A “comfortable” majority but with inner contradictions

Numerically, the incoming grand coalition under future chancellor Angela Merkel and deputy chancellor Franz Müntefering (who is also the SPD chairman) will have a “comfortable” majority made up of 448 MPs out of the total of 614 seats in the Bundestag (parliament). This is well above the two-thirds majority of seats required to change the constitution. There are grand coalitions already governing four of the sixteen federal states that make up Germany.

Most of the mainstream media and ruling class representatives will be sympathetic to this “courageous” government. But at the same time there are already rumblings within both camps that are forming this coalition. “There is not much room for manoeuvre for Mrs.
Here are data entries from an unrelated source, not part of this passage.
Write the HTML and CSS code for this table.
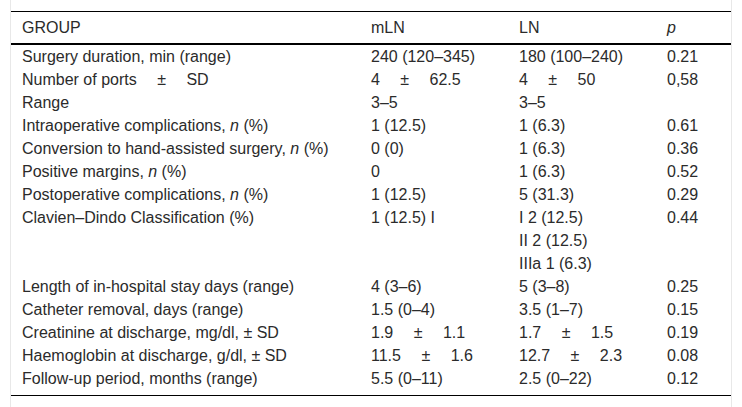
FILE: index.html
```html
<!DOCTYPE html>
<html lang="en">
<head>
<meta charset="utf-8">
<title>Outcomes table</title>
<link rel="stylesheet" href="styles.css">
</head>
<body>
<div class="frame">
  <table class="data">
    <colgroup>
      <col class="c-label">
      <col class="c-val">
      <col class="c-val">
      <col class="c-p">
    </colgroup>
    <thead>
      <tr>
        <th>GROUP</th>
        <th>mLN</th>
        <th>LN</th>
        <th><i>p</i></th>
      </tr>
    </thead>
    <tbody>
      <tr><td>Surgery duration, min (range)</td><td>240 (120–345)</td><td>180 (100–240)</td><td>0.21</td></tr>
      <tr><td>Number of ports &emsp;±&emsp; SD</td><td>4 &emsp;±&emsp; 62.5</td><td>4 &emsp;±&emsp; 50</td><td>0,58</td></tr>
      <tr><td>Range</td><td>3–5</td><td>3–5</td><td></td></tr>
      <tr><td>Intraoperative complications, <i>n</i> (%)</td><td>1 (12.5)</td><td>1 (6.3)</td><td>0.61</td></tr>
      <tr><td>Conversion to hand-assisted surgery, <i>n</i> (%)</td><td>0 (0)</td><td>1 (6.3)</td><td>0.36</td></tr>
      <tr><td>Positive margins, <i>n</i> (%)</td><td>0</td><td>1 (6.3)</td><td>0.52</td></tr>
      <tr><td>Postoperative complications, <i>n</i> (%)</td><td>1 (12.5)</td><td>5 (31.3)</td><td>0.29</td></tr>
      <tr><td>Clavien–Dindo Classification (%)</td><td>1 (12.5) I</td><td>I 2 (12.5)<br>II 2 (12.5)<br>IIIa 1 (6.3)</td><td>0.44</td></tr>
      <tr><td>Length of in-hospital stay days (range)</td><td>4 (3–6)</td><td>5 (3–8)</td><td>0.25</td></tr>
      <tr><td>Catheter removal, days (range)</td><td>1.5 (0–4)</td><td>3.5 (1–7)</td><td>0.15</td></tr>
      <tr><td>Creatinine at discharge, mg/dl, ± SD</td><td>1.9 &emsp;±&emsp; 1.1</td><td>1.7 &emsp;±&emsp; 1.5</td><td>0.19</td></tr>
      <tr><td>Haemoglobin at discharge, g/dl, ± SD</td><td>11.5 &emsp;±&emsp; 1.6</td><td>12.7 &emsp;±&emsp; 2.3</td><td>0.08</td></tr>
      <tr class="last"><td>Follow-up period, months (range)</td><td>5.5 (0–11)</td><td>2.5 (0–22)</td><td>0.12</td></tr>
    </tbody>
  </table>
</div>
</body>
</html>
```
FILE: styles.css
```css
html, body {
  margin: 0;
  padding: 0;
  background: #fff;
}

body {
  font-family: "Liberation Sans", Arial, sans-serif;
  font-size: 16px;
  line-height: 23px;
  color: #2b2b2b;
}

.frame {
  margin: 0 10px;
  min-height: 407px;
  box-sizing: border-box;
  padding-top: 11px;
  border-left: 1px solid #e8e8e8;
  border-right: 1px solid #e8e8e8;
}

.data {
  width: 100%;
  table-layout: fixed;
  border-collapse: collapse;
  border-top: 1px solid #000;
  border-bottom: 1px solid #000;
}

.c-label { width: 349px; }
.c-val { width: 148px; }
.c-p { width: 75px; }

.data th {
  text-align: left;
  font-weight: normal;
  padding: 4px 0 4px 11px;
  border-bottom: 2px solid #000;
}

.data td {
  padding: 0 0 0 11px;
  vertical-align: top;
  white-space: nowrap;
}

.data tr.last td {
  padding-bottom: 5px;
}
```
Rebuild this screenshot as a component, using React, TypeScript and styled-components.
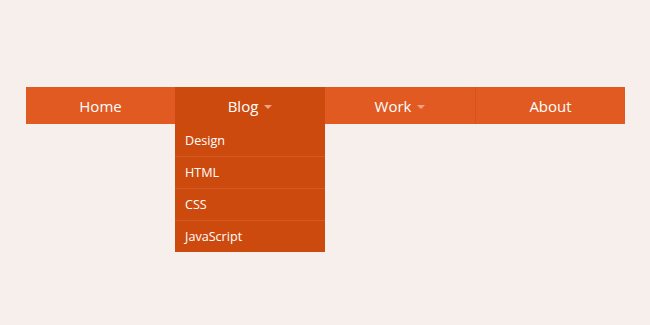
import styled, { createGlobalStyle } from 'styled-components'

const GlobalStyle = createGlobalStyle`
  body {
    margin: 0;
    background: #f7efec;
    font-family: 'Open Sans', 'Liberation Sans', sans-serif;
  }
`

const Page = styled.div`
  width: 650px;
  height: 325px;
  padding-top: 87px;
  box-sizing: border-box;
`

const NavBar = styled.ul`
  display: grid;
  grid-template-columns: 149px 150px 150px 150px;
  width: 599px;
  height: 37px;
  margin: 0 0 0 26px;
  padding: 0;
  list-style: none;
  background: #e05a22;
`

const NavItem = styled.li<{ $active?: boolean; $divider?: boolean }>`
  position: relative;
  box-sizing: border-box;
  display: flex;
  align-items: center;
  justify-content: center;
  gap: 6px;
  color: #fff;
  font-size: 15px;
  padding-top: 1px;
  background: ${(p) => (p.$active ? '#cd4a0e' : 'transparent')};
  border-left: ${(p) => (p.$divider ? '1px solid #d4521b' : 'none')};
`

const Caret = styled.span`
  display: inline-block;
  width: 0;
  height: 0;
  margin-top: 2px;
  border-left: 4px solid transparent;
  border-right: 4px solid transparent;
  border-top: 4px solid #f2a384;
`

const Dropdown = styled.ul`
  position: absolute;
  top: 37px;
  left: 0;
  width: 100%;
  margin: 0;
  padding: 0;
  list-style: none;
  background: #cd4a0e;
`

const DropItem = styled.li<{ $first?: boolean }>`
  height: 32px;
  box-sizing: border-box;
  padding-left: 10px;
  display: flex;
  align-items: center;
  color: #fff;
  font-size: 12.6px;
  border-top: ${(p) => (p.$first ? 'none' : '1px solid #d65823')};
`

const items = ['Design', 'HTML', 'CSS', 'JavaScript']

function App() {
  return (
    <Page>
      <GlobalStyle />
      <NavBar>
        <NavItem>Home</NavItem>
        <NavItem $active>
          Blog <Caret />
          <Dropdown>
            {items.map((it, i) => (
              <DropItem key={it} $first={i === 0}>
                {it}
              </DropItem>
            ))}
          </Dropdown>
        </NavItem>
        <NavItem>
          Work <Caret />
        </NavItem>
        <NavItem $divider>About</NavItem>
      </NavBar>
    </Page>
  )
}

export default App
Merkel”, stated the renowned bourgeois daily, Frankfurter Allgemeine”, on October 17.

Rank and file members on both sides are unhappy with the bad results of their parties in the September elections and would like to discuss the implications. Yet the leaders are at present rejecting these demands, arguing, “we should form the government first”.

While right wing Christian democratic hardliners have been voicing their dissatisfaction with even the minor concessions made so far to the SPD in the coalition talks and are demanding an even more ruthless neoliberalism, the (tame and docile) left SPD MPs are beginning to realise that hard times lie ahead and that the policies of this grand coalition may well strengthen the Left Party that won 54 seats in the Bundestag.
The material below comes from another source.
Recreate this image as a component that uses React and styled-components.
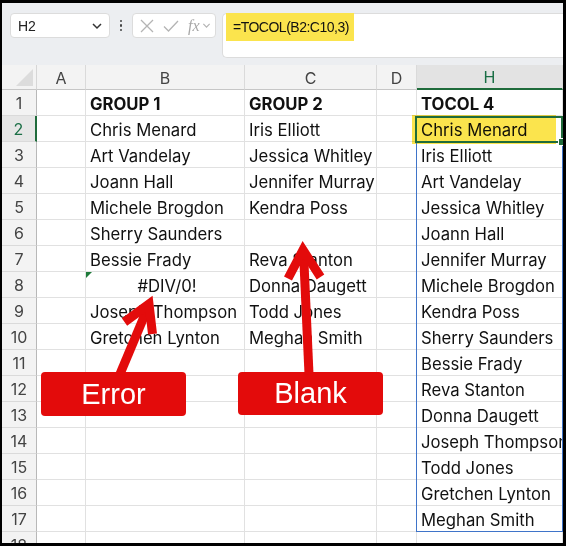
import React from "react"
import styled, { createGlobalStyle } from "styled-components"

const GlobalStyle = createGlobalStyle`
  body {
    margin: 0;
    background: #fff;
    font-family: Inter, "Noto Sans", sans-serif;
  }
`

const COLS = ["A", "B", "C", "D", "H"]

const groupOne = [
  "Chris Menard",
  "Art Vandelay",
  "Joann Hall",
  "Michele Brogdon",
  "Sherry Saunders",
  "Bessie Frady",
  "#DIV/0!",
  "Joseph Thompson",
  "Gretchen Lynton",
]

const groupTwo = [
  "Iris Elliott",
  "Jessica Whitley",
  "Jennifer Murray",
  "Kendra Poss",
  "",
  "Reva Stanton",
  "Donna Daugett",
  "Todd Jones",
  "Meghan Smith",
]

const tocol = [
  "Chris Menard",
  "Iris Elliott",
  "Art Vandelay",
  "Jessica Whitley",
  "Joann Hall",
  "Jennifer Murray",
  "Michele Brogdon",
  "Kendra Poss",
  "Sherry Saunders",
  "Bessie Frady",
  "Reva Stanton",
  "Donna Daugett",
  "Joseph Thompson",
  "Todd Jones",
  "Gretchen Lynton",
  "Meghan Smith",
]

const buildRows = () => {
  const rows = [["", "GROUP 1", "GROUP 2", "", "TOCOL 4"]]
  for (let i = 0; i < 17; i++) {
    rows.push(["", groupOne[i] || "", groupTwo[i] || "", "", tocol[i] || ""])
  }
  return rows
}

const App = () => {
  const rows = buildRows()

  return (
    <Screen>
      <GlobalStyle />
      <Frame>
        <Toolbar>
          <NameBox>
            <span>H2</span>
            <Chevron size={14} />
          </NameBox>
          <Dots>
            <i />
            <i />
            <i />
          </Dots>
          <EditBox>
            <svg width="14" height="14" viewBox="0 0 14 14">
              <path d="M1 1 L13 13 M13 1 L1 13" stroke="#b4b4b4" strokeWidth="1.3" fill="none" />
            </svg>
            <svg width="16" height="14" viewBox="0 0 16 14">
              <path d="M1 7.5 L5.5 12 L15 2" stroke="#b4b4b4" strokeWidth="1.3" fill="none" />
            </svg>
            <Fx>fx</Fx>
            <Chevron size={11} light />
          </EditBox>
          <FormulaBox>
            <FormulaText>=TOCOL(B2:C10,3)</FormulaText>
          </FormulaBox>
        </Toolbar>

        <Sheet>
          <Corner />
          {COLS.map((c, i) => (
            <ColHeader key={c} $col={i + 2} $selected={c === "H"}>
              {c}
            </ColHeader>
          ))}
          {rows.map((row, r) => (
            <React.Fragment key={r}>
              <RowHeader $row={r + 2} $selected={r === 1}>
                {r + 1}
              </RowHeader>
              {row.map((value, c) => (
                <Cell
                  key={c}
                  $row={r + 2}
                  $col={c + 2}
                  $bold={r === 0}
                  $error={value === "#DIV/0!"}
                >
                  {value}
                </Cell>
              ))}
            </React.Fragment>
          ))}
          <Highlight />
          <SpillRange />
          <ActiveCell />
        </Sheet>
      </Frame>

      <Callout $left={41} $top={372} $width={145} $height={44}>
        Error
      </Callout>
      <Callout $left={238} $top={372} $width={145} $height={43}>
        Blank
      </Callout>
      <Arrows viewBox="0 0 566 546">
        <path d="M120 374 L148.5 306" />
        <path d="M124.5 322 L149 304 L152.5 334" />
        <path d="M309 374 L303.5 252" />
        <path d="M288 278.5 L303 250 L320.5 277" />
      </Arrows>
    </Screen>
  )
}

const Chevron = ({ size, light }) => (
  <svg width={size} height={size} viewBox="0 0 14 14">
    <path
      d="M3 5 L7 9 L11 5"
      stroke={light ? "#b4b4b4" : "#333"}
      strokeWidth="1.5"
      fill="none"
    />
  </svg>
)

const Screen = styled.div`
  position: relative;
  width: 566px;
  height: 546px;
  overflow: hidden;
`

const Frame = styled.div`
  box-sizing: border-box;
  width: 566px;
  height: 546px;
  border-style: solid;
  border-color: #000;
  border-width: 3px 3px 3px 2px;
  overflow: hidden;
  background: #fff;
`

const Toolbar = styled.div`
  display: flex;
  align-items: flex-start;
  height: 62px;
  padding: 10px 0 0 8px;
  box-sizing: border-box;
  background: #eceef1;
`

const NameBox = styled.div`
  box-sizing: border-box;
  width: 100px;
  height: 25px;
  display: flex;
  align-items: center;
  justify-content: space-between;
  padding: 0 5px 0 7px;
  background: #fff;
  border: 1px solid #dcdcdc;
  border-radius: 4px;
  font-family: "Liberation Sans", Arial, sans-serif;
  font-size: 14px;
  color: #222;
`

const Dots = styled.div`
  width: 22px;
  height: 25px;
  display: flex;
  flex-direction: column;
  align-items: center;
  justify-content: center;
  gap: 2px;

  i {
    width: 2.5px;
    height: 2.5px;
    border-radius: 50%;
    background: #444;
  }
`

const EditBox = styled.div`
  box-sizing: border-box;
  width: 84px;
  height: 25px;
  display: flex;
  align-items: center;
  gap: 9px;
  padding: 0 3px 0 7px;
  background: #fff;
  border: 1px solid #dcdcdc;
  border-radius: 4px;
`

const Fx = styled.span`
  font-family: "Liberation Serif", "DejaVu Serif", serif;
  font-style: italic;
  font-size: 16px;
  color: #a8a8a8;
  margin-right: -8px;
`

const FormulaBox = styled.div`
  box-sizing: border-box;
  flex: 1;
  height: 45px;
  margin-left: 6px;
  padding-left: 3px;
  background: #fff;
  border: 1px solid #dcdcdc;
  border-right: none;
  border-radius: 5px 0 0 5px;
`

const FormulaText = styled.div`
  display: inline-block;
  width: 128px;
  height: 28px;
  margin-top: -1px;
  box-sizing: border-box;
  padding: 6px 0 0 7px;
  background: #fbe44d;
  font-family: "Liberation Sans", Arial, sans-serif;
  font-size: 14px;
  letter-spacing: -0.5px;
  color: #111;
`

const Sheet = styled.div`
  display: grid;
  grid-template-columns: 35px 49px 159px 132px 40px 146px;
  grid-template-rows: 25px;
  grid-auto-rows: 26px;
`

const headerBase = `
  box-sizing: border-box;
  display: flex;
  align-items: center;
  justify-content: center;
  padding-top: 1px;
  font-size: 16px;
  color: #444;
`

const Corner = styled.div`
  position: relative;
  grid-row: 1;
  grid-column: 1;
  background: #f3f3f3;
  border-right: 1px solid #d6d6d6;
  border-bottom: 1px solid #c6c6c6;

  &::after {
    content: "";
    position: absolute;
    right: 3px;
    bottom: 3px;
    width: 17px;
    height: 17px;
    background: #dcdcdc;
    clip-path: polygon(100% 0, 100% 100%, 0 100%);
  }
`

const ColHeader = styled.div`
  ${headerBase}
  grid-row: 1;
  grid-column: ${(p) => p.$col};
  background: ${(p) => (p.$selected ? "#e3e3e3" : "#f3f3f3")};
  color: ${(p) => (p.$selected ? "#1a6e45" : "#444")};
  border-right: 1px solid #dadada;
  border-bottom: ${(p) => (p.$selected ? "2px solid #1f6b3b" : "1px solid #c6c6c6")};
`

const RowHeader = styled.div`
  ${headerBase}
  grid-row: ${(p) => p.$row};
  grid-column: 1;
  background: ${(p) => (p.$selected ? "#e6e6e6" : "#f3f3f3")};
  color: ${(p) => (p.$selected ? "#1a6e45" : "#444")};
  border-bottom: 1px solid #dadada;
  border-right: ${(p) => (p.$selected ? "2px solid #1f6b3b" : "1px solid #b8b8b8")};
`

const Cell = styled.div`
  position: relative;
  grid-row: ${(p) => p.$row};
  grid-column: ${(p) => p.$col};
  box-sizing: border-box;
  display: flex;
  align-items: center;
  justify-content: ${(p) => (p.$error ? "center" : "flex-start")};
  padding: 2px 0 0 4px;
  overflow: hidden;
  white-space: nowrap;
  border-right: 1px solid #e1e1e1;
  border-bottom: 1px solid #e1e1e1;
  font-size: 16.7px;
  font-weight: ${(p) => (p.$bold ? 700 : 400)};
  color: #111;

  &::before {
    content: "";
    display: ${(p) => (p.$error ? "block" : "none")};
    position: absolute;
    left: 0;
    top: 0;
    width: 6px;
    height: 6px;
    background: #1e7b3a;
    clip-path: polygon(0 0, 100% 0, 0 100%);
  }
`

const Highlight = styled.div`
  position: relative;
  z-index: 1;
  grid-column: 6;
  grid-row: 3;
  margin: -1px 7px -2px -5px;
  background: #fbe44d;
  mix-blend-mode: multiply;
`

const SpillRange = styled.div`
  position: relative;
  z-index: 2;
  grid-column: 6;
  grid-row: 3 / 19;
  margin: 0 0 0 -1px;
  border: 1px solid #3f74c9;
`

const ActiveCell = styled.div`
  position: relative;
  z-index: 3;
  grid-column: 6;
  grid-row: 3;
  margin: 0 0 -1px -2px;
  border: 2px solid #1f6b3b;

  &::after {
    content: "";
    position: absolute;
    right: -5px;
    bottom: -5px;
    width: 6px;
    height: 6px;
    background: #1f6b3b;
    border: 1px solid #fff;
  }
`

const Callout = styled.div`
  position: absolute;
  left: ${(p) => p.$left}px;
  top: ${(p) => p.$top}px;
  width: ${(p) => p.$width}px;
  height: ${(p) => p.$height}px;
  display: flex;
  align-items: center;
  justify-content: center;
  background: #e30b0b;
  border-radius: 4px;
  color: #fff;
  font-family: "Liberation Sans", Arial, sans-serif;
  font-size: 29px;
`

const Arrows = styled.svg`
  position: absolute;
  left: 0;
  top: 0;
  width: 566px;
  height: 546px;
  pointer-events: none;

  path {
    fill: none;
    stroke: #e30b0b;
    stroke-width: 9;
    stroke-linejoin: miter;
  }
`

export default App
The SPD lefts and a group of younger MPs want their representative Andrea Nahles to become general secretary of the party and thus form a kind of counterweight to the pro-government wing. The party leader, Müntefering, however, has emphatically rejected this. Thus there will be a crucial vote at the coming party conference in mid-November between Nahles and the official candidate of the apparatus, Kajo Wasserhövel.

In such circumstances, it is likely that more disenchanted SPD members may leave the SPD and turn towards the Left Party in the coming months. We have to add to this the fact that many of the new recent recruits that the SPD leadership has been boasting about in recent months are most likely more yes-men and yes-women than critical elements. However, this will not stop sharp conflicts from developing between the trade unions and the SPD leaders in government, which in turn will be reflected in a deep crisis and polarisation within the SPD at some stage in the future, although this may not necessarily be something that we will see immediately tomorrow morning. The process will take some time.

SPD veterans and mainstream journalists have been portraying the last 1966-69 “Grand Coalition” as a “success story” and a “model to follow”. What they ignore is that the dimensions of the crisis they were facing then were really petty compared to today’s. In the face of a temporary and mild recession in 1967, pit closures and temporary unemployment of over 500,000, it was possible to adopt some Keynesian measures and return to a boom and virtual “full employment” by the late sixties. That coalition prepared the ground for in a period of genuine social reforms under the SPD-lead governments of the early 1970s.

Today the situation is radically different. The harsh reality and the gravity of the situation in 2005 is of a deep capitalist crisis with over 4.5 million unemployed officially. This does not allow for any real improvement in living standards and living conditions.

However, there is one interesting parallel from that period. The protests of workers and youth in 1967-69 burst the bubble of relative social stability that had developed during the years of the so-called “economic miracle”. The effect was a sharp ideological swing to the left in society and within the labour movement.

In a similar manner, it is also likely that the experience of today’s Grand Coalition will radicalise the working class and youth and lead to a massive questioning of the neo-liberal agenda imposed on German n society over the past couple of decades, opening up the way for an advance of the ideas of genuine socialism.